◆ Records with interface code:
##############################

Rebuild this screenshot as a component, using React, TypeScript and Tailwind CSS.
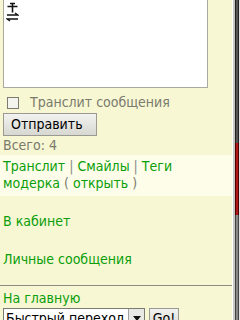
const font = { fontFamily: '"DejaVu Sans Condensed", "DejaVu Sans", sans-serif' };

function Sep() {
  return <span className="text-[#8a8a8a]"> | </span>;
}

export default function App() {
  return (
    <div className="flex h-[320px] w-[240px] overflow-hidden bg-[#f7f7d3] text-[14px] leading-[17px]" style={font}>
      <div className="w-[232px] shrink-0">
        {/* message box, scrolled so its top is out of view */}
        <div className="ml-[3px] h-[88px] w-[205px] border-x border-b border-[#a9a9a0] bg-white pl-[2px] pt-[2px]">
          <svg width="13" height="20" viewBox="0 0 13 20">
            <path d="M4 1.5h5M6.5 1.5v9M1.5 4.5h10" stroke="#111" strokeWidth="1.6" fill="none" />
            <path d="M1 13h11L9 11" stroke="#111" strokeWidth="1.3" fill="none" />
            <path d="M12 17H1l3 2" stroke="#111" strokeWidth="1.3" fill="none" />
          </svg>
        </div>

        <label className="mt-[6px] flex h-[17px] items-center gap-[11px] pl-[7px] text-[14px] text-[#7a7a6e]">
          <span className="h-[12px] w-[12px] shrink-0 border border-[#7b7b73] bg-[#f4f4ee]" />
          Транслит сообщения
        </label>

        <button className="mt-[2px] ml-[3px] block h-[23px] w-[94px] border border-[#9a9a92] bg-gradient-to-b from-[#f2f2f0] to-[#d8d8d2] pl-[7px] text-left text-[14px] text-black">
          Отправить
        </button>

        <div className="ml-[3px] mt-[1px] text-[#7a7a6e]">Всего: 4</div>

        <div className="mt-[1px] bg-[#fdfde9] px-[3px] pt-[3px] pb-[4px] text-[#0a9e0a]">
          <div>
            Транслит<Sep />Смайлы<Sep />Теги
          </div>
          <div>
            модерка <span className="text-[#7a7a6e]">(</span> открыть <span className="text-[#7a7a6e]">)</span>
          </div>
        </div>

        <div className="ml-[3px] mt-[17px] text-[#0a9e0a]">В кабинет</div>
        <div className="ml-[3px] mt-[21px] text-[#0a9e0a]">Личные сообщения</div>

        <div className="mt-[17px] border-t border-[#8c8c80] pl-[3px] pt-[4px] text-[#0a9e0a]">На главную</div>

        <div className="ml-[3px] mt-[1px] flex items-start gap-[4px]">
          <div className="flex h-[21px] w-[142px] items-center border border-[#7b7b73] bg-white">
            <span className="flex-1 truncate pl-[2px] text-[14px] text-black">Быстрый переход</span>
            <span className="flex h-[19px] w-[16px] items-center justify-center border-l border-[#a0a0a0] bg-[#e8e8e4]">
              <svg width="8" height="5" viewBox="0 0 8 5">
                <path d="M0 0h8L4 5z" fill="#111" />
              </svg>
            </span>
          </div>
          <button className="h-[21px] w-[30px] border border-[#9a9a92] bg-gradient-to-b from-[#f2f2f0] to-[#d8d8d2] text-[14px] text-black">
            Go!
          </button>
        </div>
      </div>

      {/* scrollbar */}
      <div className="flex w-[8px] shrink-0">
        <div className="w-[1px] bg-white" />
        <div className="w-[2px] bg-[#c8c8c0]" />
        <div className="flex w-[4px] flex-col bg-[#9a9a9a]">
          <div className="h-[143px] shrink-0 border-x border-[#222] bg-[#555]" />
          <div className="h-[72px] shrink-0 border-x border-[#4a0000] bg-[#b01818]" />
          <div className="flex-1 border-x border-[#444] bg-[#888]" />
        </div>
        <div className="w-[1px] bg-[#e0e0e0]" />
      </div>
    </div>
  );
}
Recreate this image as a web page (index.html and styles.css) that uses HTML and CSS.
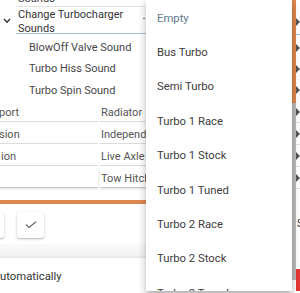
FILE: index.html
```html
<!DOCTYPE html>
<html>
<head>
<meta charset="utf-8">
<link rel="stylesheet" href="styles.css">
</head>
<body>
<div class="app">
  <div class="main">
    <div class="tree">
      <div class="prev">Sounds</div>
      <div class="group">
        <div class="chev"><svg width="8" height="6" viewBox="0 0 8 6"><polyline points="1,1 4,4.2 7,1" fill="none" stroke="#333" stroke-width="1.4"/></svg></div>
        <div class="glabel"><span class="gtext">Change Turbocharger<br>Sounds</span><span class="gdot"></span></div>
      </div>
      <div class="children">
        <div class="child">BlowOff Valve Sound</div>
        <div class="child">Turbo Hiss Sound</div>
        <div class="child">Turbo Spin Sound</div>
      </div>
    </div>
    <div class="table">
      <div class="cell c1">port</div><div class="cell c2">Radiator</div>
      <div class="cell c1">sion</div><div class="cell c2">Independent</div>
      <div class="cell c1 c1b">ion</div><div class="cell c2">Live Axle</div>
      <div class="cell c1"></div><div class="cell c2">Tow Hitch</div>
    </div>
    <div class="obar"></div>
    <div class="btns">
      <div class="btn"></div>
      <div class="btn"><svg width="12" height="8" viewBox="0 0 12 8"><polyline points="1,3.5 4,6.5 11,0.8" fill="none" stroke="#666" stroke-width="1.1"/></svg></div>
    </div>
    <div class="band"></div>
    <div class="auto">utomatically</div>
  </div>
  <div class="vbar"><div class="vtop"></div><div class="vbot"></div></div>
  <div class="strip">
    <div class="s-top"></div>
    <div class="s-group"><span class="tri"></span></div>
    <div class="s-gap"></div>
    <div class="s-child"><span class="tri"></span></div>
    <div class="s-child"><span class="tri"></span></div>
    <div class="s-child"><span class="tri"></span></div>
    <div class="s-tab"><span class="tri"></span></div>
    <div class="s-tab"><span class="tri"></span></div>
    <div class="s-tab"><span class="tri"></span></div>
    <div class="s-tab"><span class="tri"></span></div>
    <div class="s-letter">S</div>
    <div class="s-red"></div>
  </div>
</div>
<div class="menu">
  <div class="item empty">Empty</div>
  <div class="item">Bus Turbo</div>
  <div class="item">Semi Turbo</div>
  <div class="item">Turbo 1 Race</div>
  <div class="item">Turbo 1 Stock</div>
  <div class="item">Turbo 1 Tuned</div>
  <div class="item">Turbo 2 Race</div>
  <div class="item">Turbo 2 Stock</div>
  <div class="item">Turbo 2 Tuned</div>
</div>
</body>
</html>
```
FILE: styles.css
```css
* { box-sizing: border-box; margin: 0; padding: 0; }
html, body { width: 300px; height: 293px; overflow: hidden; background: #fff; }
body { font-family: Roboto, "Noto Sans", sans-serif; color: #444; position: relative; }

.app { display: flex; height: 293px; }
.main { width: 292px; flex: none; display: flex; flex-direction: column; }

.tree { font-size: 11px; }
.prev { margin-top: -14px; height: 21px; padding-top: 6px; line-height: 14px; margin-left: 16px; padding-left: 2px; border-bottom: 1px solid #e2e2e2; color: #444; }
.group { display: flex; height: 27px; }
.chev { width: 16px; flex: none; display: flex; align-items: center; padding-left: 3px; }
.glabel { flex: 1; display: flex; border-bottom: 1px solid #a3c1df; padding-top: 1px; padding-left: 2px; line-height: 14px; color: #333; }
.gtext { width: 125px; flex: none; }
.gdot { width: 2px; height: 1px; background: #777; align-self: center; margin-top: -4px; }
.children { margin-top: 3px; }
.child { height: 21.4px; line-height: 21.4px; padding-left: 29px; color: #474747; }

.table { margin-top: -1px; display: grid; grid-template-columns: 98px 1fr; column-gap: 2px; font-size: 11px; color: #555; }
.cell { height: 22px; padding-top: 4px; line-height: 17px; border-bottom: 1px solid #dcdcdc; white-space: nowrap; overflow: hidden; }
.c1 { text-indent: -1px; }
.c1b { text-indent: 1px; }
.c2 { padding-left: 1px; }
.table .cell:nth-last-child(-n+2) { border-bottom-color: #c8c8c8; box-shadow: 0 1px 2px rgba(0,0,0,0.12); }

.obar { margin-top: 12px; height: 5px; background: #e0874f; }
.btns { margin-top: 8px; margin-left: -23px; display: flex; gap: 13px; }
.btn { width: 27px; height: 26px; background: #fff; border-radius: 3px; box-shadow: 0 1px 3px rgba(0,0,0,0.22), 0 1px 1px rgba(0,0,0,0.1); display: flex; align-items: center; justify-content: center; }
.band { margin-top: 6px; height: 17px; background: linear-gradient(#fafafa, #f1f1f1); }
.auto { height: 40px; padding-top: 11px; line-height: 16px; font-size: 11.3px; color: #333; background: #fff; box-shadow: 0 -1px 2px rgba(0,0,0,0.06); }

.vbar { width: 4px; flex: none; display: flex; flex-direction: column; }
.vtop { height: 103px; background: #e0874f; }
.vbot { height: 177px; background: #bcbcbc; }

.strip { width: 4px; flex: none; display: flex; flex-direction: column; overflow: hidden; }
.s-top { height: 7px; }
.s-group { height: 28px; display: flex; align-items: center; padding-top: 2px; border-bottom: 1px solid #a3c1df; }
.s-gap { height: 2px; }
.s-child { height: 21.4px; display: flex; align-items: center; }
.s-tab { height: 22px; display: flex; align-items: center; border-bottom: 1px solid #e4e4e4; }
.s-tab:first-of-type { margin-top: -1px; }
.tri { width: 0; height: 0; border-top: 4px solid transparent; border-bottom: 4px solid transparent; border-left: 4px solid #555; }
.s-letter { margin-top: 28px; height: 14px; line-height: 14px; font-size: 11px; color: #333; padding-left: 1px; }
.s-red { margin-top: 38px; height: 22px; background: #e53935; }

.menu { position: absolute; left: 146px; top: 0; width: 146px; height: 291px; background: #fff; overflow: hidden; padding-top: 1px; box-shadow: 0 3px 4px -2px rgba(0,0,0,0.2), 0 5px 7px 1px rgba(0,0,0,0.12), 0 2px 8px 1px rgba(0,0,0,0.1); }
.item { height: 34.4px; display: flex; align-items: center; padding-left: 11px; font-size: 11.3px; color: #3d3d3d; white-space: nowrap; }
.item.empty { color: #5e7c8d; }
```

##############################

◆ Task prompt: Leave the pictures out, and restate exactly the lines from the start of the records through the one that contains "border-t border-[#8c8c80] pl-[3px]".

◆ Exercise answer:
Rebuild this screenshot as a component, using React, TypeScript and Tailwind CSS.
const font = { fontFamily: '"DejaVu Sans Condensed", "DejaVu Sans", sans-serif' };

function Sep() {
  return <span className="text-[#8a8a8a]"> | </span>;
}

export default function App() {
  return (
    <div className="flex h-[320px] w-[240px] overflow-hidden bg-[#f7f7d3] text-[14px] leading-[17px]" style={font}>
      <div className="w-[232px] shrink-0">
        {/* message box, scrolled so its top is out of view */}
        <div className="ml-[3px] h-[88px] w-[205px] border-x border-b border-[#a9a9a0] bg-white pl-[2px] pt-[2px]">
          <svg width="13" height="20" viewBox="0 0 13 20">
            <path d="M4 1.5h5M6.5 1.5v9M1.5 4.5h10" stroke="#111" strokeWidth="1.6" fill="none" />
            <path d="M1 13h11L9 11" stroke="#111" strokeWidth="1.3" fill="none" />
            <path d="M12 17H1l3 2" stroke="#111" strokeWidth="1.3" fill="none" />
          </svg>
        </div>

        <label className="mt-[6px] flex h-[17px] items-center gap-[11px] pl-[7px] text-[14px] text-[#7a7a6e]">
          <span className="h-[12px] w-[12px] shrink-0 border border-[#7b7b73] bg-[#f4f4ee]" />
          Транслит сообщения
        </label>

        <button className="mt-[2px] ml-[3px] block h-[23px] w-[94px] border border-[#9a9a92] bg-gradient-to-b from-[#f2f2f0] to-[#d8d8d2] pl-[7px] text-left text-[14px] text-black">
          Отправить
        </button>

        <div className="ml-[3px] mt-[1px] text-[#7a7a6e]">Всего: 4</div>

        <div className="mt-[1px] bg-[#fdfde9] px-[3px] pt-[3px] pb-[4px] text-[#0a9e0a]">
          <div>
            Транслит<Sep />Смайлы<Sep />Теги
          </div>
          <div>
            модерка <span className="text-[#7a7a6e]">(</span> открыть <span className="text-[#7a7a6e]">)</span>
          </div>
        </div>

        <div className="ml-[3px] mt-[17px] text-[#0a9e0a]">В кабинет</div>
        <div className="ml-[3px] mt-[21px] text-[#0a9e0a]">Личные сообщения</div>

        <div className="mt-[17px] border-t border-[#8c8c80] pl-[3px] pt-[4px] text-[#0a9e0a]">На главную</div>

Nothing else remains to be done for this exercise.